Cryptography has emerged as a fundamental building block of computer security and is the science of keeping data secure which is used both in system level and in network level using various encryption algorithms. It protects information from unauthorized or accidental disclosure while the information is in transit or in storage, using two processes called encryption (data locking with the key) and decryption (data unlocking with the key).

Information security demands increase in the strength of existing encryption algorithms due to rapid improvements in processing capabilities. Also the encryption algorithms are effectively implemented both on software and hardware platforms. Even though the software implementation of encryption algorithms has the advantages of portability, flexibility, and ease of use, it provides a limited physical security and agility compared to hardware implementations. The advantages of hardware implementation include less power consumption, small circuit size, hardware reconfiguration, cost effectiveness, high operating speed and security. That is, the implementation of software algorithms as hardware using FPGAs or Application Specific Integrated Circuits (ASICs) further reduces the time taken for cryptanalysis [1] .

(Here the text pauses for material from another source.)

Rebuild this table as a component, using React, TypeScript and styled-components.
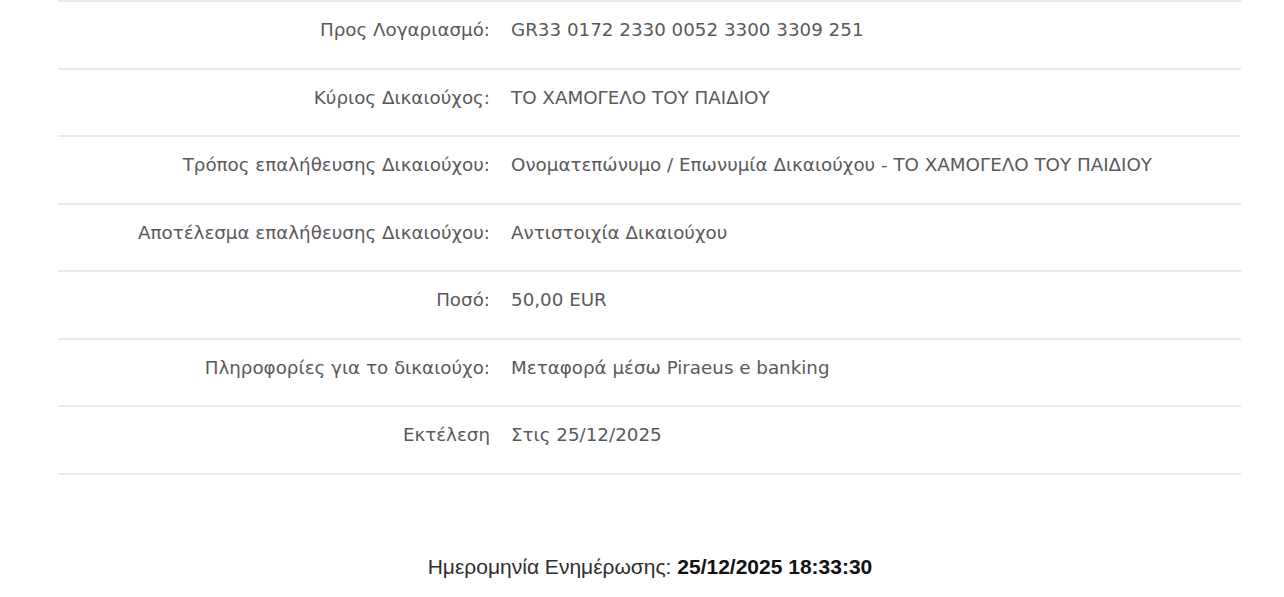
import React from 'react'
import styled, { createGlobalStyle } from 'styled-components'

const GlobalStyle = createGlobalStyle`
  html, body {
    margin: 0;
    padding: 0;
    background: #ffffff;
  }
`

const rows = [
  { label: 'Προς Λογαριασμό:', value: 'GR33 0172 2330 0052 3300 3309 251' },
  { label: 'Κύριος Δικαιούχος:', value: 'ΤΟ ΧΑΜΟΓΕΛΟ ΤΟΥ ΠΑΙΔΙΟΥ' },
  { label: 'Τρόπος επαλήθευσης Δικαιούχου:', value: 'Ονοματεπώνυμο / Επωνυμία Δικαιούχου - ΤΟ ΧΑΜΟΓΕΛΟ ΤΟΥ ΠΑΙΔΙΟΥ' },
  { label: 'Αποτέλεσμα επαλήθευσης Δικαιούχου:', value: 'Αντιστοιχία Δικαιούχου' },
  { label: 'Ποσό:', value: '50,00 EUR' },
  { label: 'Πληροφορίες για το δικαιούχο:', value: 'Μεταφορά μέσω Piraeus e banking' },
  { label: 'Εκτέλεση', value: 'Στις 25/12/2025' },
]

const Page = styled.div`
  width: 1284px;
  height: 597px;
  overflow: hidden;
  background: #fff;
`

const Table = styled.div`
  margin: 0 43px 0 58px;
  border-top: 2px solid #e9e9e9;
`

const Row = styled.div`
  display: grid;
  grid-template-columns: 432px 1fr;
  column-gap: 21px;
  height: 65.5px;
  box-sizing: content-box;
  padding-top: 17px;
  border-bottom: 2px solid #e9e9e9;
  box-sizing: border-box;
  height: 67.5px;
  font-family: 'DejaVu Sans', Verdana, sans-serif;
  font-size: 18.3px;
  line-height: 22px;
  color: #5a5a5a;
`

const Label = styled.div`
  text-align: right;
  white-space: nowrap;
`

const Value = styled.div`
  white-space: nowrap;
`

const Updated = styled.div`
  margin-top: 80px;
  text-align: center;
  font-family: 'Liberation Sans', Arial, sans-serif;
  font-size: 21px;
  line-height: 24px;
  color: #2e2e2e;
  padding-left: 16px;
`

const Stamp = styled.span`
  font-weight: bold;
  color: #111;
`

export default function App() {
  return (
    <Page>
      <GlobalStyle />
      <Table>
        {rows.map((r) => (
          <Row key={r.label}>
            <Label>{r.label}</Label>
            <Value>{r.value}</Value>
          </Row>
        ))}
      </Table>
      <Updated>
        Ημερομηνία Ενημέρωσης: <Stamp>25/12/2025 18:33:30</Stamp>
      </Updated>
    </Page>
  )
}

1.1. Cryptanalysis and Cryptanalytic Techniques

Cryptanalysis is the science of analyzing and breaking the strength of an algorithm. This is achieved by attacking the encryption system to recover the key in use rather than simply to recover the plaintext of a cipher text. Cryptanalysts are also called as attackers. The cryptanalysis of encryption algorithms consumes a significant amount of computing resources such as CPU time, memory, and battery power [2] . The security of encrypted data is entirely dependent on two things, the strength of the cryptographic algorithm and the secrecy of the key. The basic and common cryptanalysis technique an intruder tries is brute force attack [3] . It involves traversing the search space of all possible keys until the correct key is found. For example, if there are 2^{64} possible keys, a brute force attack is on average, expected to find a key after 2^{63} trials [4] . The strength of an encryption algorithm is evaluated based on the key size and is given by the formula 2^{key-size}, so a 56-bit key requires 65,536 (2^{56}) combinations [5] .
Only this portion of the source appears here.